The fuse holders were rated for 5 amp and the switches for 10 amp DC, however during the years, I had issues with both since I had to replace multiple switches and fuse holders because they melted



The photo below is displaying the new control panel. I removed the switches because in 10 years I don't think that I ever needed to switch off a PV string. Also, I removed the panel mount fuse holders, and instead I opted for a heavier duty rail mount fuse holders which have been installed inside the control box. I also replaced all analogue amp meters and analogue voltmeters with digital meters. The only amp meter which is still analogue is the wind turbine amp meter.
I now have 5 amp meters or PV string. Three of the string will feed directly the batteries while the other two strings will export to the grid.
In the middle I installed two power meters. These can measure current (A), voltage (V), power (W) and energy (KWH). One of the power meters is connected on the battery side, i.e. measuring what is going in/out of the batteries while the second power meter is connected on the load side, i.e. measuring what is being consumed (including the inverter load)

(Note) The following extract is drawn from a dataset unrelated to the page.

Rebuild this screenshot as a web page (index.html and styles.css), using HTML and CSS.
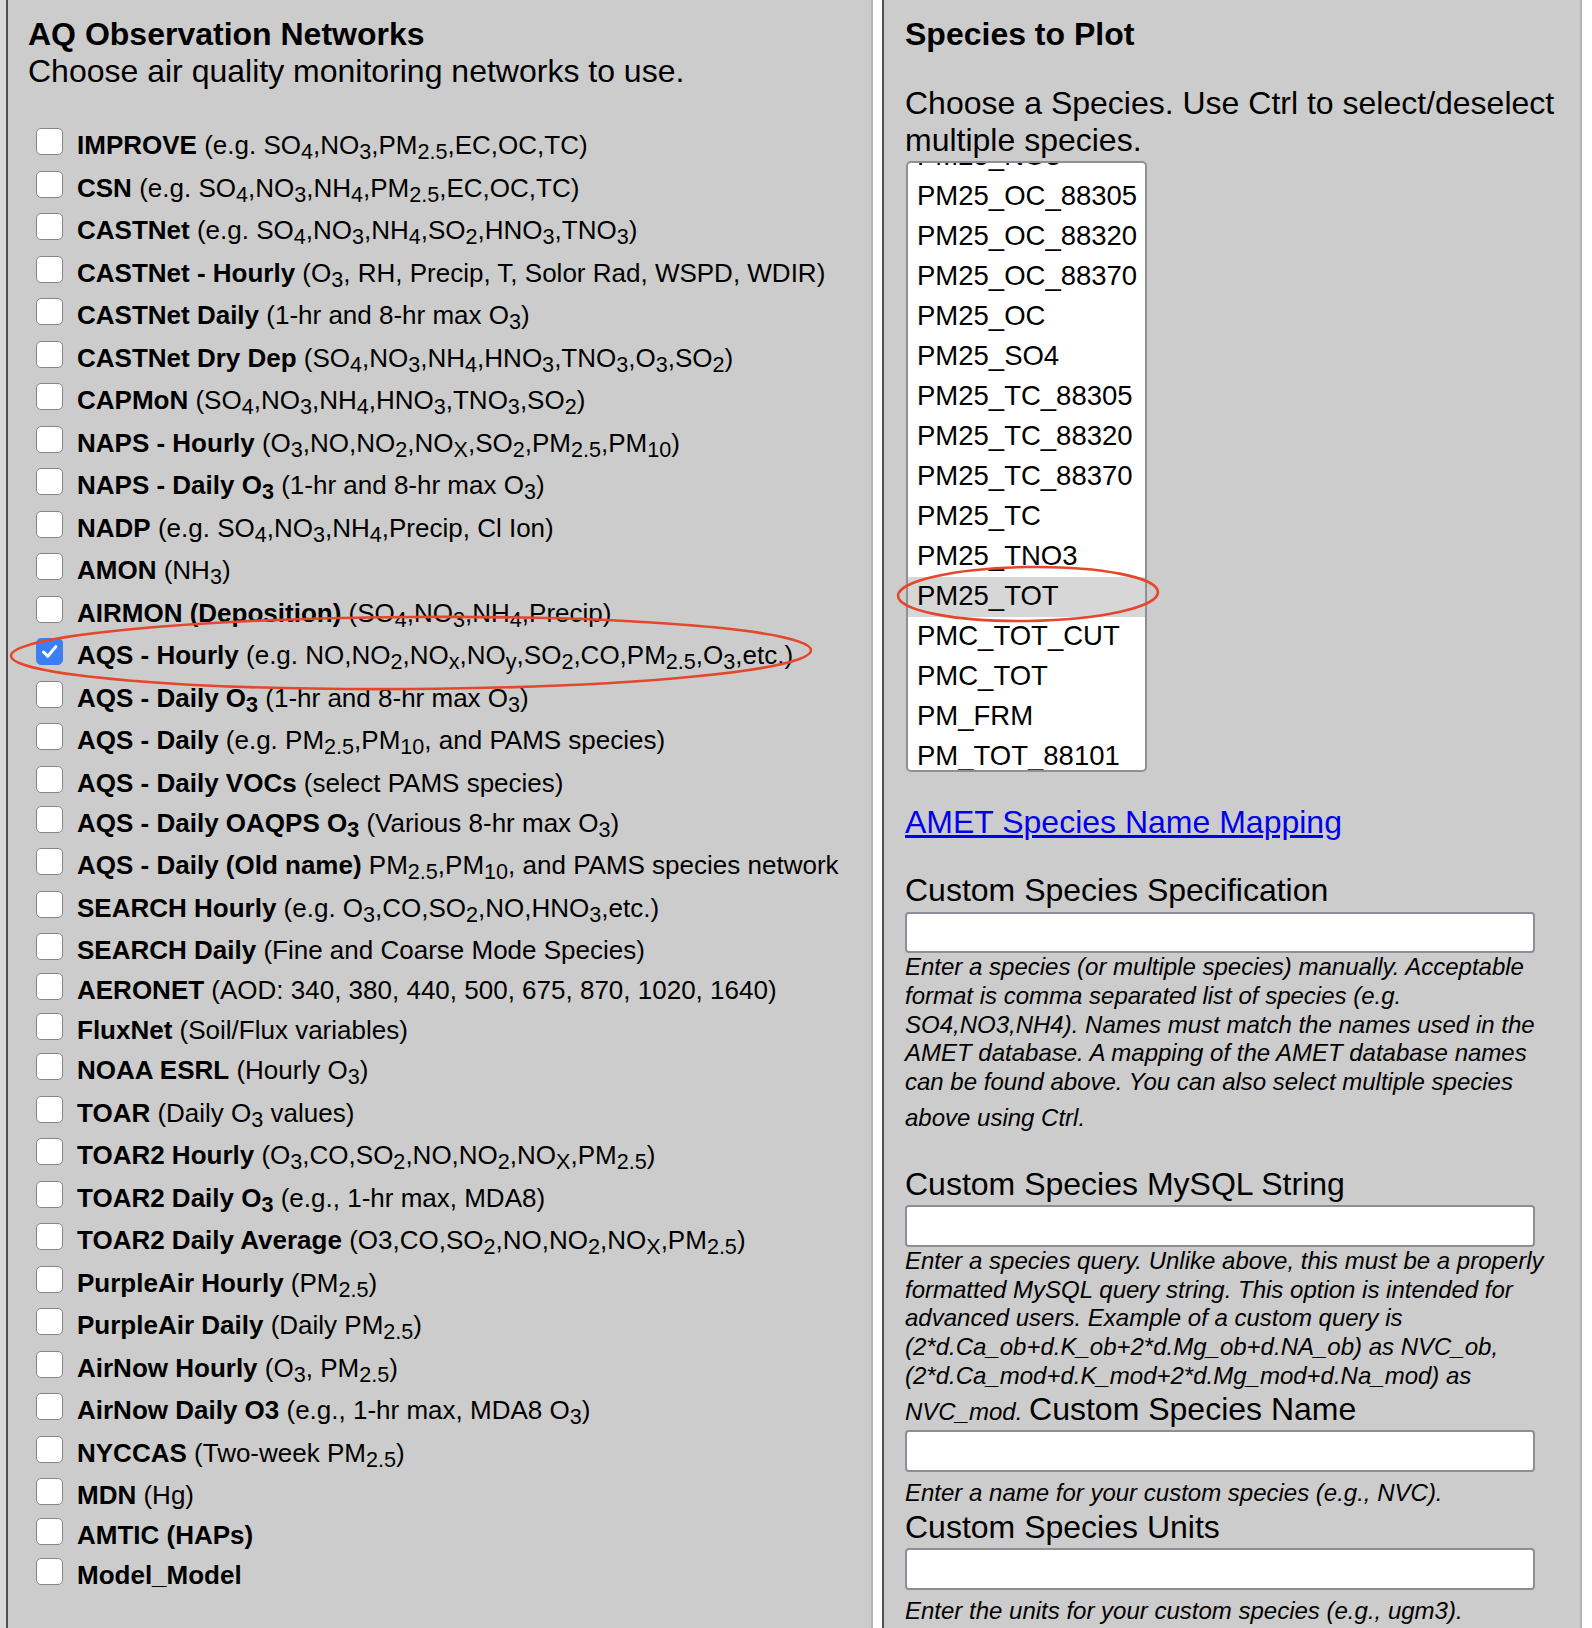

Inside the control box, Notice the fuses (left top corner) and their respective 50 amp shunts. The power meters come also with their 100 amp shunts (right bottom corner).




With regards to voltmeter I found this cool device which displays both voltage and percentage charge.

The below are the 50 amp amp digital meters. 
(NOTE - These amp meters require an isolated supply from the current which they are measuring).  


I opted for these 32 amp DC Bussmann fuse holders which I soured from RS Components.

The Power meters which I soured from ebay is displayed below. It's quite cheap when one considers all it's functions.